My educated guess is that it’s two things. In earlier iterations of feminism (and be warned, I’m about to generalize here) men were the enemy, the oppressors. That attitude has been replaced to an extent to a broader focus on strict gender roles and misogyny (including transmisogyny and rape culture) as the “enemy,” rather than men themselves. This means that people of all genders, but particularly all non cis-males, can be oppressed by the same system. But it’s an understandable adjustment for those who were focused less on the theoretical and more on the behavior they saw in front of them. And that behavior was bad; just read any account of feminist agitation and understand that even “allied” men treated them the way Donald Trump treats Megyn Kelly, but worse. Yet while I understand that this focus shift may seem baffling, it doesn’t justify bigotry or victim-blaming.

A second explanation, I think, is this absolute fear that somehow broadening the feminist message will erase the gains we’ve made, the safe spaces we’ve created after extremely hard-fought battles. But a rational look at the evidence doesn’t indicate that that’s happened. Sure there may be more groups to avoid offending at the average feminist organizing meeting (which is good!), but if you look at the biggest feminist “hot topics” right now, nothing important or major has been “silenced” or “erased” by the concerns of another group.

This season alone, American feminists have been talking a lot about transgender rights, but also family leave and affordable daycare, minimum wage jobs, the erosion of abortion rights, women’s roles in the media, and bisexual visibility.

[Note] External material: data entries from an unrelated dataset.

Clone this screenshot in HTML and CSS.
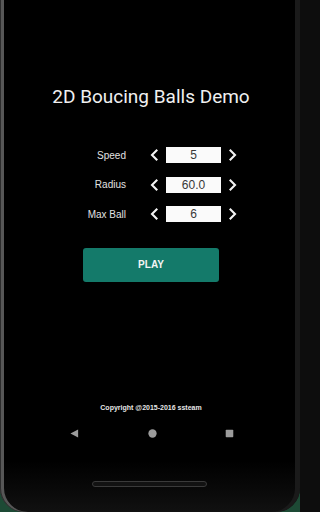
FILE: index.html
```html
<!DOCTYPE html>
<html>
<head>
<meta charset="utf-8">
<link rel="stylesheet" href="styles.css">
</head>
<body>
<div class="phone">
  <div class="screen">
    <h1 class="title">2D Boucing Balls Demo</h1>
    <div class="settings">
      <div class="row">
        <span class="label">Speed</span>
        <svg class="chev chev-left" viewBox="0 0 10 12"><path d="M7.5 1.5 L3 6 L7.5 10.5"/></svg>
        <span class="box">5</span>
        <svg class="chev chev-right" viewBox="0 0 10 12"><path d="M2.5 1.5 L7 6 L2.5 10.5"/></svg>
      </div>
      <div class="row">
        <span class="label">Radius</span>
        <svg class="chev chev-left" viewBox="0 0 10 12"><path d="M7.5 1.5 L3 6 L7.5 10.5"/></svg>
        <span class="box">60.0</span>
        <svg class="chev chev-right" viewBox="0 0 10 12"><path d="M2.5 1.5 L7 6 L2.5 10.5"/></svg>
      </div>
      <div class="row">
        <span class="label">Max Ball</span>
        <svg class="chev chev-left" viewBox="0 0 10 12"><path d="M7.5 1.5 L3 6 L7.5 10.5"/></svg>
        <span class="box">6</span>
        <svg class="chev chev-right" viewBox="0 0 10 12"><path d="M2.5 1.5 L7 6 L2.5 10.5"/></svg>
      </div>
    </div>
    <div class="play">PLAY</div>
    <div class="copyright">Copyright @2015-2016 ssteam</div>
    <div class="nav">
      <svg class="nav-icon back" viewBox="0 0 10 10"><path d="M0.5 5 L9 0.5 L9 9.5 Z"/></svg>
      <svg class="nav-icon home" viewBox="0 0 10 10"><circle cx="5" cy="5" r="4.6"/></svg>
      <svg class="nav-icon recent" viewBox="0 0 10 10"><rect x="0.8" y="0.8" width="8.4" height="8.4" rx="0.8"/></svg>
    </div>
    <div class="slot"></div>
  </div>
</div>
</body>
</html>
```
FILE: styles.css
```css
html {
  margin: 0;
  padding: 0;
  background: #0d0d0d;
}
body {
  margin: 0;
  padding: 0;
  background: #1d4a35;
  width: 300px;
  height: 512px;
  overflow: hidden;
}
.phone {
  width: 300px;
  height: 512px;
  border-radius: 0 0 24px 24px;
  background: linear-gradient(to bottom, #000 0%, #000 90%, #080808 95%, #111 100%);
  box-shadow: inset 1px 0 0 #2c2c2c, inset 4px 0 0 #575757, inset -5px 0 0 #1a1a1a;
  overflow: hidden;
}
.screen {
  display: flex;
  flex-direction: column;
  padding-top: 85px;
}
.title {
  margin: 0;
  padding-left: 2px;
  font-family: Roboto, "Noto Sans", sans-serif;
  font-weight: 400;
  font-size: 19px;
  line-height: 24px;
  color: #f0f0f0;
  text-align: center;
}
.settings {
  margin-top: 38px;
  display: flex;
  flex-direction: column;
  gap: 13.5px;
}
.row {
  display: flex;
  align-items: center;
  height: 16px;
}
.label {
  width: 126px;
  text-align: right;
  font-family: "Liberation Sans", Arial, sans-serif;
  font-size: 10px;
  color: #e2e2e2;
}
.chev {
  width: 10px;
  height: 12px;
  fill: none;
  stroke: #f4f4f4;
  stroke-width: 2.1;
  stroke-linecap: square;
}
.chev-left {
  margin-left: 23px;
}
.box {
  margin-left: 7px;
  width: 55px;
  height: 16px;
  background: #fafafa;
  color: #383838;
  font-family: "Liberation Sans", Arial, sans-serif;
  font-size: 12px;
  line-height: 17px;
  text-align: center;
}
.chev-right {
  margin-left: 7px;
}
.play {
  margin-top: 26px;
  margin-left: 83px;
  width: 136px;
  height: 34px;
  border-radius: 3px;
  background: #147a6a;
  color: #f4f4f4;
  font-family: "Liberation Sans", Arial, sans-serif;
  font-weight: 700;
  font-size: 10px;
  line-height: 34px;
  text-align: center;
}
.copyright {
  margin-top: 121px;
  font-family: "Liberation Sans", Arial, sans-serif;
  font-weight: 700;
  font-size: 7px;
  line-height: 10px;
  color: #e6e6e6;
  text-align: center;
  padding-left: 2px;
}
.nav {
  margin-top: 15px;
  height: 10px;
  display: flex;
  align-items: center;
}
.nav-icon {
  width: 9px;
  height: 9px;
  fill: #9c9c9c;
}
.back {
  margin-left: 70px;
}
.home {
  margin-left: 69px;
}
.recent {
  margin-left: 68px;
}
.slot {
  margin-top: 43px;
  margin-left: 92px;
  width: 115px;
  height: 6px;
  border-radius: 3px;
  border: 1px solid #3a3a3a;
  background: #121212;
  box-sizing: border-box;
}
```
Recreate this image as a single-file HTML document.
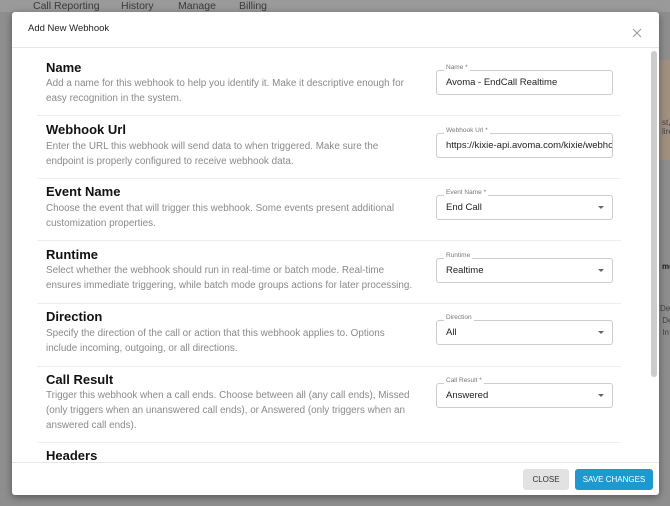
<!DOCTYPE html><html><head><style>
body{margin:0;width:670px;height:506px;overflow:hidden;background:#8e8e8e;font-family:"Liberation Sans",sans-serif;position:relative}
.a{position:absolute}
.tab{top:0;font-size:10.5px;color:#3a3a3a}
.modal{left:12px;top:12px;width:647px;height:483px;background:#fff;border-radius:3px;box-shadow:0 2px 8px rgba(0,0,0,.4);overflow:hidden}
.t{left:34px;font-size:13px;font-weight:bold;color:#111}
.d{left:34px;width:372px;font-size:9.9px;line-height:15px;color:#8a8a8a}
.sep{left:25px;width:584px;height:1px;background:#eee}
.in{left:424px;width:177px;height:25px;border:1px solid #ccc;border-radius:3px;font-size:9.5px;color:#222;line-height:23px;padding-left:9px;box-sizing:border-box;white-space:nowrap;overflow:hidden}
.lab{font-size:6.5px;color:#777;background:#fff;padding:0 2px;left:432px;line-height:8px}
.ar{right:8px;top:10px;width:0;height:0;border-left:3px solid transparent;border-right:3px solid transparent;border-top:3px solid #666}
</style></head><body>
<div class="a" style="left:0;top:0;width:670px;height:12px;background:#9a9a9a"></div>
<div class="a tab" style="left:33px">Call Reporting</div>
<div class="a tab" style="left:121px">History</div>
<div class="a tab" style="left:178px">Manage</div>
<div class="a tab" style="left:239px">Billing</div>
<div class="a" style="left:659px;top:60px;width:11px;height:100px;background:#a09080"></div>
<div class="a" style="left:662px;top:118px;font-size:8px;color:#444">st,<br>lire</div>
<div class="a" style="left:662px;top:262px;font-size:8px;color:#222;font-weight:bold">me</div>
<div class="a" style="left:660px;top:303px;font-size:8px;color:#444;line-height:12px">De<br>&nbsp;De<br>&nbsp;In</div>
<div class="a modal">
<div class="a" style="left:16px;top:11px;font-size:9.5px;color:#222">Add New Webhook</div>
<svg class="a" style="left:620px;top:16px" width="10" height="10"><path d="M1 1L9 9M9 1L1 9" stroke="#999" stroke-width="1"/></svg>
<div class="a" style="left:0;top:35px;width:647px;height:1px;background:#e6e6e6"></div>
<div class="a" style="left:639px;top:39px;width:6px;height:326px;border-radius:3px;background:#ccc"></div>

<div class="a t" style="top:48px">Name</div>
<div class="a d" style="top:64px">Add a name for this webhook to help you identify it. Make it descriptive enough for easy recognition in the system.</div>
<div class="a sep" style="top:103px"></div>
<div class="a t" style="top:110px">Webhook Url</div>
<div class="a d" style="top:127px">Enter the URL this webhook will send data to when triggered. Make sure the endpoint is properly configured to receive webhook data.</div>
<div class="a sep" style="top:166px"></div>
<div class="a t" style="top:172px">Event Name</div>
<div class="a d" style="top:189px">Choose the event that will trigger this webhook. Some events present additional customization properties.</div>
<div class="a sep" style="top:228px"></div>
<div class="a t" style="top:235px">Runtime</div>
<div class="a d" style="top:251px">Select whether the webhook should run in real-time or batch mode. Real-time ensures immediate triggering, while batch mode groups actions for later processing.</div>
<div class="a sep" style="top:291px"></div>
<div class="a t" style="top:297px">Direction</div>
<div class="a d" style="top:314px">Specify the direction of the call or action that this webhook applies to. Options include incoming, outgoing, or all directions.</div>
<div class="a sep" style="top:354px"></div>
<div class="a t" style="top:360px">Call Result</div>
<div class="a d" style="top:376px">Trigger this webhook when a call ends. Choose between all (any call ends), Missed (only triggers when an unanswered call ends), or Answered (only triggers when an answered call ends).</div>
<div class="a sep" style="top:430px"></div>
<div class="a t" style="top:436px">Headers</div>

<div class="a in" style="top:58px">Avoma - EndCall Realtime</div>
<div class="a lab" style="top:52px">Name *</div>
<div class="a in" style="top:121px">https://kixie-api.avoma.com/kixie/webhook</div>
<div class="a lab" style="top:115px">Webhook Url *</div>
<div class="a in" style="top:183px">End Call<div class="a ar"></div></div>
<div class="a lab" style="top:177px">Event Name *</div>
<div class="a in" style="top:246px">Realtime<div class="a ar"></div></div>
<div class="a lab" style="top:240px">Runtime</div>
<div class="a in" style="top:308px">All<div class="a ar"></div></div>
<div class="a lab" style="top:302px">Direction</div>
<div class="a in" style="top:371px">Answered<div class="a ar"></div></div>
<div class="a lab" style="top:365px">Call Result *</div>

<div class="a" style="left:0;top:450px;width:647px;height:1px;background:#e6e6e6"></div>
<div class="a" style="left:511px;top:457px;width:46px;height:21px;background:#e2e2e2;border-radius:3px;font-size:8px;color:#333;text-align:center;line-height:21px">CLOSE</div>
<div class="a" style="left:563px;top:457px;width:78px;height:21px;background:#1a9ad0;border-radius:3px;font-size:8px;color:#fff;text-align:center;line-height:21px">SAVE CHANGES</div>
</div>
</body></html>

These are all issues that help everyone but remain core feminist concerns, traditionally even “women’s issues.” Meanwhile, young feminists embrace gender inclusivity while still targeting campus rape and slut-shaming. Many groups advocating for these traditionally feminist issues have begun the (sometimes far too slow) process of including trans rights on their priority lists without their issues suffering as a result. In fact, the resurgence of cultural feminism has been a rising tide that lifts many boats at once.

This fear that trans people are somehow the vanguard of an erosion of feminist gains has no more validity than the bizarre right wing fixation on male predators assuming female disguises in women’s bathrooms. To both sides it seems urgent to say: Trans people are not your blank screen for projecting weird anxieties. In fact, it’s dangerous and irresponsible to foist your own fears, deep though they may be, on the back an entire group of people, particularly a group that’s sickeningly oppressed.

Besides, it feels like transphobic feminists haven’t done their research. The reason many young people are open to trans issues isn’t because they saw Caitlyn Jenner, thought she looked great and said “Poof! Mind changed!”, but because the internet has given the access to information, reporting and most importantly, first person narrative about actual trans experiences that clearly shows they have common cause and common humanity. It’s simply lazy for onetime avant-garde thinkers not to do the work of learning and evolving — in their own safe space away from Vanity Fair, and high-handed Tumblr and Twitter infighting.

I often admire the second wave feminists and feel like they get a bad rap; I envy their humorous yet ceaseless advocacy for practical solutions that worked, like sexual harassment laws and ideas that still could work, like universal daycare, abortion on demand, and “wages for housewives.” I also appreciate their intersectional approach to certain issues like social class and the profit motive, which I think gets eclipsed too often by my generation’s obsessive focus on pop culture and political personalities.

But how can you have a productive dialogue about the class war when important figures like Greer cannot treat an entire subset of humanity with the dignity they deserve? Maybe I can take solace from Kate Harding’s response to Brownmiller on rape, saying that the generational gap is mostly a sign of tremendous progress:

If, 40 years from now, someone asks me what I think about young anti-rape activists, I hope my ego will allow me to profess admiration… But honestly, there’s just as good a chance that I’ll respond like Brownmiller, carping about kids’ lack of historical awareness and respect for their elders, then adding a bunch of crap that sounds hopelessly outdated … If I get to the point where I have no idea what young activists are on about, or why they don’t seem concerned with what most concerns me, it will probably mean they’ve taken what they needed from my generation’s feminism and left the rest behind. I’m pretty sure that’s what progress looks like.

As feminists, we should be mindful of the work that our forbears have done and try to integrate it into our own, not dismissing it simply because they haven’t toed the line on every single issue. But as feminists, what’s far more important is that we keep standing up for the most oppressed, the people who need advocacy now, those who get bullied from within and without “the movement.”